In our view, the key to unlocking shareholder value is identifying companies in line to benefit. We believe higher disposable incomes will spur demand for health-care products, wealth management services, insurance and luxury goods and services. Structural growth drivers such as the adoption of renewable energy, cloud applications, 5G, e-commerce and artificial intelligence also remain intact. Renewable energy has never been cheaper, and China dominates the global renewable and battery supply chains. We think the industry has a bright future.
Furthermore, A-share trading remains driven by retail investors influenced more by news headlines than company fundamentals. This creates a fertile ground for active stock-pickers as mis-pricings are common.
Chinese companies and ESG Despite the growing case for China A-shares, sustainable investing in Chinese companies is a question often raised by potential foreign investors. However, today Chinese companies are engaging with asset managers more closely than ever. Increasingly they are aware of their carbon footprint and realising that by implementing sustainable practices, they can improve brand perception, customer loyalty and, ultimately, share price.
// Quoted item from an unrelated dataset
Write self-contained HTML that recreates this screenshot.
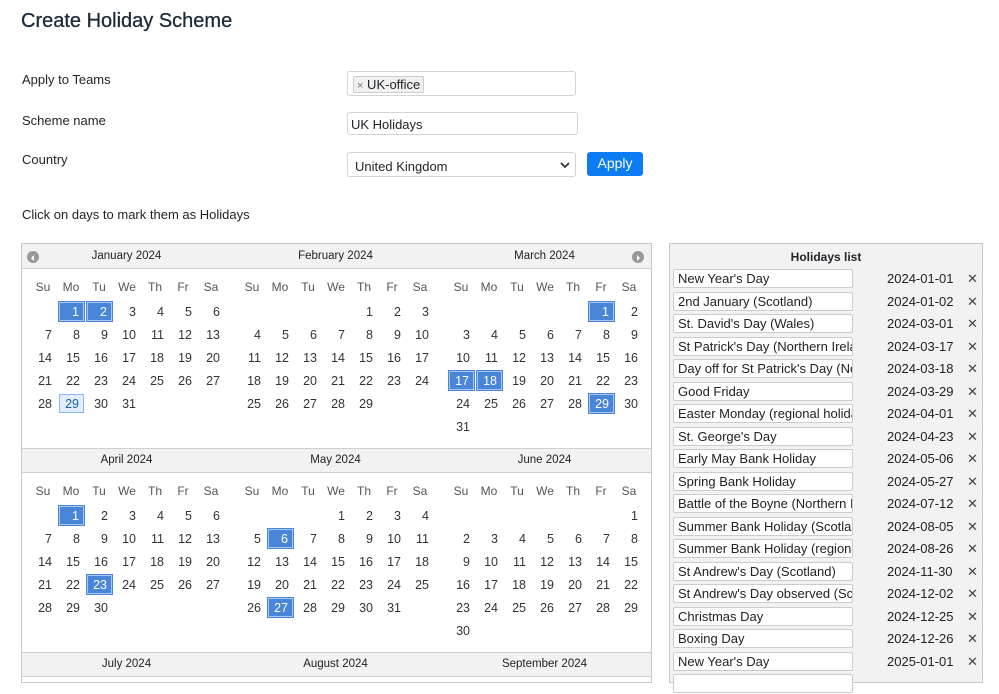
<!DOCTYPE html>
<html><head><meta charset="utf-8"><style>
*{box-sizing:border-box}
body{margin:0;width:999px;height:675px;overflow:hidden;background:#fff;font-family:"Liberation Sans",sans-serif;color:#212529;position:relative}
.a{position:absolute}
h1{position:absolute;left:21px;top:10px;margin:0;font-size:20px;font-weight:normal;color:#1c2b3a;-webkit-text-stroke:0.3px #1c2b3a}
.lbl{position:absolute;left:22px;font-size:13px}
.inp{position:absolute;border:1px solid #ced4da;border-radius:3px;background:#fff;font-size:13px}
.cal{position:absolute;left:21px;top:243px;width:631px;height:440px;border:1px solid #c8c8c8;background:#fff}
.hd{position:absolute;left:0;width:629px;height:25px;background:#f2f2f2;border-bottom:1px solid #cfcfcf}
.mt{position:absolute;font-size:11.5px;color:#222;width:209px;text-align:center}
table{position:absolute;border-collapse:separate;border-spacing:0;font-size:12.5px;color:#333}
td{width:28px;height:23px;text-align:right;padding:0 5px 0 0}
tr.dn td{height:26px;color:#555;text-align:center;padding:0;font-size:12px}
td.s span{display:inline-block;background:#4a86d8;color:#fff;border:1px solid #a9c6ee;outline:1px solid #4a86d8;width:25px;height:19px;line-height:18px;text-align:right;padding-right:4px;margin-right:-4px}
td.t span{display:inline-block;background:#e3eefc;color:#1a5fb4;border:1px solid #8db6ea;width:25px;height:19px;line-height:18px;text-align:right;padding-right:4px;margin-right:-4px}
.arr{position:absolute;top:7px;width:12px;height:12px;border-radius:50%;background:#999}
.hl{position:absolute;left:669px;top:243px;width:314px;height:440px;border:1px solid #c8c8c8;background:#f2f2f2}
.row{position:absolute;left:3px;height:20px;width:310px;font-size:13px}
.row .n{position:absolute;left:0;top:0;width:180px;height:19px;background:#fff;border:1px solid #ccc;border-radius:2px;padding:1px 0 0 4px;white-space:nowrap;overflow:hidden;color:#222}
.row .d{position:absolute;left:214px;top:2px;color:#222}
.row .x{position:absolute;left:294px;top:2px;font-size:13px;color:#444}
</style></head><body>
<h1>Create Holiday Scheme</h1>
<div class="lbl" style="top:72px">Apply to Teams</div>
<div class="lbl" style="top:113px">Scheme name</div>
<div class="lbl" style="top:152px">Country</div>
<div class="inp" style="left:347px;top:71px;width:229px;height:25px"><span class="a" style="left:5px;top:4px;height:17px;padding:0 3px;background:#f0f0f0;border:1px solid #ccc;border-radius:2px;font-size:13px;line-height:15px"><span style="color:#777;font-size:11px">×</span> UK-office</span></div>
<div class="inp" style="left:347px;top:112px;width:231px;height:23px;padding:4px 0 0 3px">UK Holidays</div>
<div class="inp" style="left:347px;top:152px;width:229px;height:25px;padding:6px 0 0 7px">United Kingdom<svg class="a" style="left:212px;top:8px" width="10" height="8"><path d="M1 2l4 4 4-4" stroke="#333" stroke-width="1.8" fill="none"/></svg></div>
<div class="a" style="left:587px;top:152px;width:56px;height:24px;background:#0d7cf2;border-radius:3px;color:#fff;font-size:14px;text-align:center;line-height:23px">Apply</div>
<div class="lbl" style="top:207px">Click on days to mark them as Holidays</div>

<div class="cal">
<div class="hd" style="top:0"></div>
<div class="hd" style="top:204px;border-top:1px solid #cfcfcf"></div>
<div class="hd" style="top:408px;border-top:1px solid #cfcfcf"></div>
<div class="arr" style="left:5px"><svg width="12" height="12"><path d="M7 3L4 6l3 3z" fill="#fff"/></svg></div>
<div class="arr" style="left:610px"><svg width="12" height="12"><path d="M5 3l3 3-3 3z" fill="#fff"/></svg></div>
<div class="mt" style="left:0;top:6px">January 2024</div>
<div class="mt" style="left:209px;top:6px">February 2024</div>
<div class="mt" style="left:418px;top:6px">March 2024</div>
<div class="mt" style="left:0;top:210px">April 2024</div>
<div class="mt" style="left:209px;top:210px">May 2024</div>
<div class="mt" style="left:418px;top:210px">June 2024</div>
<div class="mt" style="left:0;top:414px">July 2024</div>
<div class="mt" style="left:209px;top:414px">August 2024</div>
<div class="mt" style="left:418px;top:414px">September 2024</div>

<table style="left:7px;top:30px"><tr class="dn"><td>Su</td><td>Mo</td><td>Tu</td><td>We</td><td>Th</td><td>Fr</td><td>Sa</td></tr>
<tr><td></td><td class="s"><span>1</span></td><td class="s"><span>2</span></td><td>3</td><td>4</td><td>5</td><td>6</td></tr>
<tr><td>7</td><td>8</td><td>9</td><td>10</td><td>11</td><td>12</td><td>13</td></tr>
<tr><td>14</td><td>15</td><td>16</td><td>17</td><td>18</td><td>19</td><td>20</td></tr>
<tr><td>21</td><td>22</td><td>23</td><td>24</td><td>25</td><td>26</td><td>27</td></tr>
<tr><td>28</td><td class="t"><span>29</span></td><td>30</td><td>31</td><td></td><td></td><td></td></tr></table>

<table style="left:216px;top:30px"><tr class="dn"><td>Su</td><td>Mo</td><td>Tu</td><td>We</td><td>Th</td><td>Fr</td><td>Sa</td></tr>
<tr><td></td><td></td><td></td><td></td><td>1</td><td>2</td><td>3</td></tr>
<tr><td>4</td><td>5</td><td>6</td><td>7</td><td>8</td><td>9</td><td>10</td></tr>
<tr><td>11</td><td>12</td><td>13</td><td>14</td><td>15</td><td>16</td><td>17</td></tr>
<tr><td>18</td><td>19</td><td>20</td><td>21</td><td>22</td><td>23</td><td>24</td></tr>
<tr><td>25</td><td>26</td><td>27</td><td>28</td><td>29</td><td></td><td></td></tr></table>

<table style="left:425px;top:30px"><tr class="dn"><td>Su</td><td>Mo</td><td>Tu</td><td>We</td><td>Th</td><td>Fr</td><td>Sa</td></tr>
<tr><td></td><td></td><td></td><td></td><td></td><td class="s"><span>1</span></td><td>2</td></tr>
<tr><td>3</td><td>4</td><td>5</td><td>6</td><td>7</td><td>8</td><td>9</td></tr>
<tr><td>10</td><td>11</td><td>12</td><td>13</td><td>14</td><td>15</td><td>16</td></tr>
<tr><td class="s"><span>17</span></td><td class="s"><span>18</span></td><td>19</td><td>20</td><td>21</td><td>22</td><td>23</td></tr>
<tr><td>24</td><td>25</td><td>26</td><td>27</td><td>28</td><td class="s"><span>29</span></td><td>30</td></tr>
<tr><td>31</td><td></td><td></td><td></td><td></td><td></td><td></td></tr></table>

<table style="left:7px;top:234px"><tr class="dn"><td>Su</td><td>Mo</td><td>Tu</td><td>We</td><td>Th</td><td>Fr</td><td>Sa</td></tr>
<tr><td></td><td class="s"><span>1</span></td><td>2</td><td>3</td><td>4</td><td>5</td><td>6</td></tr>
<tr><td>7</td><td>8</td><td>9</td><td>10</td><td>11</td><td>12</td><td>13</td></tr>
<tr><td>14</td><td>15</td><td>16</td><td>17</td><td>18</td><td>19</td><td>20</td></tr>
<tr><td>21</td><td>22</td><td class="s"><span>23</span></td><td>24</td><td>25</td><td>26</td><td>27</td></tr>
<tr><td>28</td><td>29</td><td>30</td><td></td><td></td><td></td><td></td></tr></table>

<table style="left:216px;top:234px"><tr class="dn"><td>Su</td><td>Mo</td><td>Tu</td><td>We</td><td>Th</td><td>Fr</td><td>Sa</td></tr>
<tr><td></td><td></td><td></td><td>1</td><td>2</td><td>3</td><td>4</td></tr>
<tr><td>5</td><td class="s"><span>6</span></td><td>7</td><td>8</td><td>9</td><td>10</td><td>11</td></tr>
<tr><td>12</td><td>13</td><td>14</td><td>15</td><td>16</td><td>17</td><td>18</td></tr>
<tr><td>19</td><td>20</td><td>21</td><td>22</td><td>23</td><td>24</td><td>25</td></tr>
<tr><td>26</td><td class="s"><span>27</span></td><td>28</td><td>29</td><td>30</td><td>31</td><td></td></tr></table>

<table style="left:425px;top:234px"><tr class="dn"><td>Su</td><td>Mo</td><td>Tu</td><td>We</td><td>Th</td><td>Fr</td><td>Sa</td></tr>
<tr><td></td><td></td><td></td><td></td><td></td><td></td><td>1</td></tr>
<tr><td>2</td><td>3</td><td>4</td><td>5</td><td>6</td><td>7</td><td>8</td></tr>
<tr><td>9</td><td>10</td><td>11</td><td>12</td><td>13</td><td>14</td><td>15</td></tr>
<tr><td>16</td><td>17</td><td>18</td><td>19</td><td>20</td><td>21</td><td>22</td></tr>
<tr><td>23</td><td>24</td><td>25</td><td>26</td><td>27</td><td>28</td><td>29</td></tr>
<tr><td>30</td><td></td><td></td><td></td><td></td><td></td><td></td></tr></table>
</div>

<div class="hl">
<div class="a" style="left:0;top:6px;width:312px;text-align:center;font-size:12px;font-weight:bold">Holidays list</div>
<div class="row" style="top:25px"><div class="n">New Year's Day</div><div class="d">2024-01-01</div><div class="x">✕</div></div>
<div class="row" style="top:48px"><div class="n">2nd January (Scotland)</div><div class="d">2024-01-02</div><div class="x">✕</div></div>
<div class="row" style="top:70px"><div class="n">St. David's Day (Wales)</div><div class="d">2024-03-01</div><div class="x">✕</div></div>
<div class="row" style="top:93px"><div class="n">St Patrick's Day (Northern Ireland)</div><div class="d">2024-03-17</div><div class="x">✕</div></div>
<div class="row" style="top:115px"><div class="n">Day off for St Patrick's Day (Northern Ireland)</div><div class="d">2024-03-18</div><div class="x">✕</div></div>
<div class="row" style="top:138px"><div class="n">Good Friday</div><div class="d">2024-03-29</div><div class="x">✕</div></div>
<div class="row" style="top:160px"><div class="n">Easter Monday (regional holiday)</div><div class="d">2024-04-01</div><div class="x">✕</div></div>
<div class="row" style="top:183px"><div class="n">St. George's Day</div><div class="d">2024-04-23</div><div class="x">✕</div></div>
<div class="row" style="top:205px"><div class="n">Early May Bank Holiday</div><div class="d">2024-05-06</div><div class="x">✕</div></div>
<div class="row" style="top:228px"><div class="n">Spring Bank Holiday</div><div class="d">2024-05-27</div><div class="x">✕</div></div>
<div class="row" style="top:250px"><div class="n">Battle of the Boyne (Northern Ireland)</div><div class="d">2024-07-12</div><div class="x">✕</div></div>
<div class="row" style="top:273px"><div class="n">Summer Bank Holiday (Scotland)</div><div class="d">2024-08-05</div><div class="x">✕</div></div>
<div class="row" style="top:295px"><div class="n">Summer Bank Holiday (regional holiday)</div><div class="d">2024-08-26</div><div class="x">✕</div></div>
<div class="row" style="top:318px"><div class="n">St Andrew's Day (Scotland)</div><div class="d">2024-11-30</div><div class="x">✕</div></div>
<div class="row" style="top:340px"><div class="n">St Andrew's Day observed (Scotland)</div><div class="d">2024-12-02</div><div class="x">✕</div></div>
<div class="row" style="top:363px"><div class="n">Christmas Day</div><div class="d">2024-12-25</div><div class="x">✕</div></div>
<div class="row" style="top:385px"><div class="n">Boxing Day</div><div class="d">2024-12-26</div><div class="x">✕</div></div>
<div class="row" style="top:408px"><div class="n">New Year's Day</div><div class="d">2025-01-01</div><div class="x">✕</div></div>
<div class="row" style="top:430px"><div class="n"></div></div>
</div>
</body></html>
They are also engaging on social factors, such as how they interact with employees, vendors and society. Firms able to showcase how they safeguard customer data, prioritise environmental sustainability, foster a good staff culture and maintain standards among their supply chain will resonate with customers. That will drive profitability, and consequently investor interest.
As many companies in China are now willing to engage on all aspects of running and building a business, this has given us the confidence to increase our exposures in China. We believe selecting companies with strong ESG (environmental, social and governance) standards improves our chances of investing in long-term winners and avoiding loss-making corporate failures and scandals.
Undoubtedly, China’s capital markets have continued to function extremely well despite a challenging year for most markets. Increasing foreign participation, underpinned by structural growth opportunities connected to a growing middle class, supports our positive outlook on this market and highlights that investors not exposed to China risk missing out on its strong growth potential.
All figures: MSCI, Bloomberg, 12 November 2020.